Step 5 — Disc rendering. The SVG moon disc draws a right semicircle (the lit side) and closes it with an elliptical terminator whose horizontal semi-axis is R * (1 - 2 * illumination). A positive terminator semi-axis produces a crescent; a negative one produces a gibbous shape. For waning phases the disc is reflected horizontally so the lit side appears on the left.

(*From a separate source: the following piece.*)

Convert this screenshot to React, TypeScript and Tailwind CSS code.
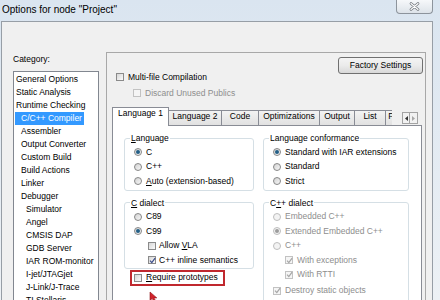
import React from "react";

type Opt = { on?: boolean; off?: boolean };

function Radio({ on, off }: Opt) {
  return (
    <span
      className={`flex h-[8px] w-[8px] shrink-0 items-center justify-center rounded-full border ${
        off ? "border-[#bdbdbd] bg-[#f3f3f3]" : "border-[#878787] bg-linear-to-br from-[#d2d2d2] to-[#f8f8f8]"
      }`}
    >
      {on && <span className={`h-[4px] w-[4px] rounded-full ${off ? "bg-[#9c9c9c]" : "bg-[#235f86]"}`} />}
    </span>
  );
}

function Box({ on, off }: Opt) {
  return (
    <span
      className={`flex h-[8px] w-[8px] shrink-0 items-center justify-center border ${
        off ? "border-[#c2c2c2] bg-[#f5f5f5]" : "border-[#8a8a8a] bg-linear-to-br from-[#d6d6d6] to-[#fbfbfb]"
      }`}
    >
      {on && (
        <svg width="7" height="7" viewBox="0 0 8 8" className="shrink-0">
          <path d="M1.2 4.2 L3.2 6.4 L7 1.2" fill="none" stroke={off ? "#a6a6a6" : "#3b4d8a"} strokeWidth="1.4" />
        </svg>
      )}
    </span>
  );
}

const tree: [string, number][] = [
  ["General Options", 0],
  ["Static Analysis", 0],
  ["Runtime Checking", 0],
  ["C/C++ Compiler", 1],
  ["Assembler", 1],
  ["Output Converter", 1],
  ["Custom Build", 1],
  ["Build Actions", 1],
  ["Linker", 1],
  ["Debugger", 1],
  ["Simulator", 2],
  ["Angel", 2],
  ["CMSIS DAP", 2],
  ["GDB Server", 2],
  ["IAR ROM-monitor", 2],
  ["I-jet/JTAGjet", 2],
  ["J-Link/J-Trace", 2],
  ["TI Stellaris", 2],
];
const indent = ["pl-[2px]", "pl-[7px]", "pl-[12px]"];

const tabs: [string, string][] = [
  ["Language 2", "w-[53px] -ml-px"],
  ["Code", "w-[37px]"],
  ["Optimizations", "w-[61px]"],
  ["Output", "w-[35px]"],
  ["List", "w-[31px]"],
  ["Preprocessor", "w-[56px]"],
];

const gray = "text-[#8e8e8e]";

export default function App() {
  return (
    <div className="relative flex h-[300px] w-[440px] flex-col overflow-hidden bg-linear-to-b from-[#dae5f0] to-[#edf1f5] font-['Liberation_Sans',Arial,sans-serif] text-[8.5px] text-black">
      {/* title bar */}
      <div className="flex h-[21px] shrink-0 items-start justify-between">
        <span className="pl-[2px] pt-[4px] text-[10px] leading-[12px]">Options for node "Project"</span>
        <div className="mr-[7px] flex h-[14px] w-[37px] items-center justify-center rounded-b-[4px] border border-t-0 border-[#8d949c] bg-linear-to-b from-[#f6f8fa] to-[#dde3e9]">
          <svg width="11" height="9" viewBox="0 0 11 9">
            <path d="M2 1.5 L9 7.5 M9 1.5 L2 7.5" stroke="#6d7278" strokeWidth="2.6" strokeLinecap="round" />
            <path d="M2 1.5 L9 7.5 M9 1.5 L2 7.5" stroke="#ffffff" strokeWidth="1.2" strokeLinecap="round" />
          </svg>
        </div>
      </div>

      {/* dialog body */}
      <div className="ml-[1px] mr-[7px] flex min-h-0 flex-1 border-l border-r border-t border-[#979ea6] bg-[#f0f0f0]">
        <div className="flex w-[104px] shrink-0 flex-col pl-[11px] pt-[32px]">
          <div className="leading-[11px]">Category:</div>
          <div className="mt-[6px] w-[86px] flex-1 border border-[#828790] bg-white pt-[1px]">
            {tree.map(([name, lvl]) =>
              name === "C/C++ Compiler" ? (
                <div key={name} className="flex h-[13px] leading-[13px]">
                  <span className="ml-[1px] bg-[#3399ff] pl-[6px] pr-[2px] text-white">{name}</span>
                </div>
              ) : (
                <div key={name} className={`h-[13px] whitespace-nowrap leading-[13px] ${indent[lvl]}`}>
                  {name}
                </div>
              )
            )}
          </div>
        </div>

        <div className="mr-[6px] mt-[30px] flex min-w-0 flex-1 flex-col border-l border-r border-t border-[#a8a8a8]">
          <div className="flex items-start justify-between pr-[2px] pt-[4px]">
            <div className="mt-[14px] pl-[9px]">
              <div className="flex h-[12px] items-center gap-[4px]">
                <Box />
                Multi-file Compilation
              </div>
              <div className={`mt-[4px] flex h-[12px] items-center gap-[4px] pl-[17px] ${gray}`}>
                <Box off />
                Discard Unused Publics
              </div>
            </div>
            <button className="h-[17px] w-[85px] rounded-[3px] border border-[#707070] bg-linear-to-b from-[#f4f4f4] via-[#ebebeb] to-[#d8d8d8] text-[8.5px] leading-[15px]">
              Factory Settings
            </button>
          </div>

          <div className="ml-[5px] mr-[3px] mt-[8px] flex flex-1 flex-col">
            <div className="flex h-[18px] items-end">
              <div className="relative z-10 -mb-px flex h-[19px] w-[57px] shrink-0 justify-center border-l border-r border-t border-[#898c95] bg-white leading-[11px]">
                Language 1
              </div>
              <div className="flex h-[18px] min-w-0 flex-1 items-end overflow-hidden">
                {tabs.map(([t, w]) => (
                  <div
                    key={t}
                    className={`flex h-[15px] shrink-0 justify-center border-l border-t border-[#898c95] bg-linear-to-b from-[#f3f3f3] to-[#e1e1e1] leading-[11px] ${w}`}
                  >
                    {t}
                  </div>
                ))}
              </div>
              <div className="mb-px ml-[10px] mr-[4px] flex h-[12px] w-[16px] shrink-0">
                <div className="flex w-[8px] items-center justify-center border border-[#a3a3a3] bg-[#f2f2f2]">
                  <svg width="3" height="5" viewBox="0 0 3 5"><path d="M3 0 L0 2.5 L3 5 Z" fill="#333" /></svg>
                </div>
                <div className="flex w-[8px] items-center justify-center border border-l-0 border-[#a3a3a3] bg-[#f2f2f2]">
                  <svg width="3" height="5" viewBox="0 0 3 5"><path d="M0 0 L3 2.5 L0 5 Z" fill="#a8a8a8" /></svg>
                </div>
              </div>
            </div>

            <div className="flex flex-1 gap-[9px] border border-[#898c95] bg-white pl-[11px] pt-[7px]">
              {/* left column */}
              <div className="w-[130px] shrink-0">
                <fieldset className="rounded-[3px] border border-[#d5dfe5] pb-[1px]">
                  <legend className="ml-[5px] px-[1px] leading-[10px]">
                    <span className="underline">L</span>anguage
                  </legend>
                  <div className="pl-[9px] pt-[2px]">
                    <div className="flex h-[14.5px] items-center gap-[4px]"><Radio on />C</div>
                    <div className="flex h-[14.5px] items-center gap-[4px]"><Radio />C++</div>
                    <div className="flex h-[14.5px] items-center gap-[4px]"><Radio /><span><span className="underline">A</span>uto (extension-based)</span></div>
                  </div>
                </fieldset>
                <fieldset className="mt-[7px] rounded-[3px] border border-[#d5dfe5]">
                  <legend className="ml-[5px] px-[1px] leading-[10px]">
                    <span className="underline">C</span> dialect
                  </legend>
                  <div className="pl-[9px] pt-[2px]">
                    <div className="flex h-[14.5px] items-center gap-[4px]"><Radio />C89</div>
                    <div className="flex h-[14.5px] items-center gap-[4px]"><Radio on />C99</div>
                    <div className="flex h-[14.5px] items-center gap-[3px] pl-[14px]"><Box /><span>Allow <span className="underline">V</span>LA</span></div>
                    <div className="flex h-[14.5px] items-center gap-[3px] pl-[14px]"><Box on />C++ inline semantics</div>
                  </div>
                </fieldset>
                <div className="ml-[6px] mt-[1px] flex h-[16px] w-[95px] items-center gap-[4px] border-2 border-[#c0282e] pl-[2px]">
                  <Box />
                  <span><span className="underline">R</span>equire prototypes</span>
                </div>
              </div>

              {/* right column */}
              <div className="w-[146px] shrink-0">
                <fieldset className="rounded-[3px] border border-[#d5dfe5] pb-[1px]">
                  <legend className="ml-[5px] px-[1px] leading-[10px]">Language conformance</legend>
                  <div className="pl-[9px] pt-[2px]">
                    <div className="flex h-[14.5px] items-center gap-[4px]"><Radio on />Standard with IAR extensions</div>
                    <div className="flex h-[14.5px] items-center gap-[4px]"><Radio />Standard</div>
                    <div className="flex h-[14.5px] items-center gap-[4px]"><Radio />Strict</div>
                  </div>
                </fieldset>
                <fieldset className="mt-[7px] rounded-[3px] border border-[#d5dfe5] pb-[10px]">
                  <legend className="ml-[5px] px-[1px] leading-[10px]">
                    C<span className="underline">+</span>+ dialect
                  </legend>
                  <div className={`pl-[9px] pt-[2px] ${gray}`}>
                    <div className="flex h-[14.5px] items-center gap-[4px]"><Radio off />Embedded C++</div>
                    <div className="flex h-[14.5px] items-center gap-[4px]"><Radio on off />Extended Embedded C++</div>
                    <div className="flex h-[14.5px] items-center gap-[4px]"><Radio off />C++</div>
                    <div className="flex h-[14.5px] items-center gap-[4px] pl-[12px]"><Box on off />With exceptions</div>
                    <div className="flex h-[14.5px] items-center gap-[4px] pl-[12px]"><Box on off />With RTTI</div>
                    <div className="mt-[1.5px] flex h-[14.5px] items-center gap-[4px]"><Box on off />Destroy static objects</div>
                  </div>
                </fieldset>
              </div>
            </div>
          </div>
        </div>
      </div>

      {/* mouse pointer */}
      <svg className="absolute left-[149px] top-[291px]" width="10" height="11" viewBox="0 0 10 11">
        <path d="M1 1 L1 9.5 L3.2 7.6 L5 10.5 L6.6 9.7 L4.9 6.9 L7.8 6.9 Z" fill="#d3232b" stroke="#8d1418" strokeWidth="0.6" />
      </svg>
    </div>
  );
}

Step 6 — Earth–Moon distance. A truncated Meeus Chapter 47 series calculates the approximate geocentric distance in kilometres using the Moon’s mean anomaly, the Sun’s mean anomaly, mean elongation, and argument of latitude.

Worked example

On a day when the Moon’s age is 19.5 days (roughly five days after full moon):

Fraction through cycle: 19.5 ÷ 29.53 ≈ 0.66
Illumination: (1 - cos(2π × 0.66)) / 2 ≈ 0.77 → 77% lit
Phase index: round(0.66 × 8) = round(5.28) = 5 → Waning Gibbous
The disc shows a large lit area on the left (waning), with a thin dark crescent on the right

Age (days)	Fraction	Phase	Illumination
0	0.00	New Moon	0%
3.7	0.13	Waxing Crescent	15%
7.4	0.25	First Quarter	50%
11.1	0.38	Waxing Gibbous	85%
14.8	0.50	Full Moon	100%
18.4	0.62	Waning Gibbous	85%
22.1	0.75	Last Quarter	50%
25.8	0.87	Waning Crescent	15%

Formula note

The illumination formula uses the phase angle between the Sun, Earth and Moon. At new moon the phase angle is 0° (Moon between Sun and Earth, far side lit); at full moon it is 180° (Earth between Sun and Moon, near side fully lit). The cosine function maps this continuously: illumination = (1 - cos(phase_angle)) / 2, where phase_angle = 2 * pi * fraction. The Meeus harmonic corrections to the epoch reduce the typical error from around ±1 day (mean-synodic-month-only) down to a few hours.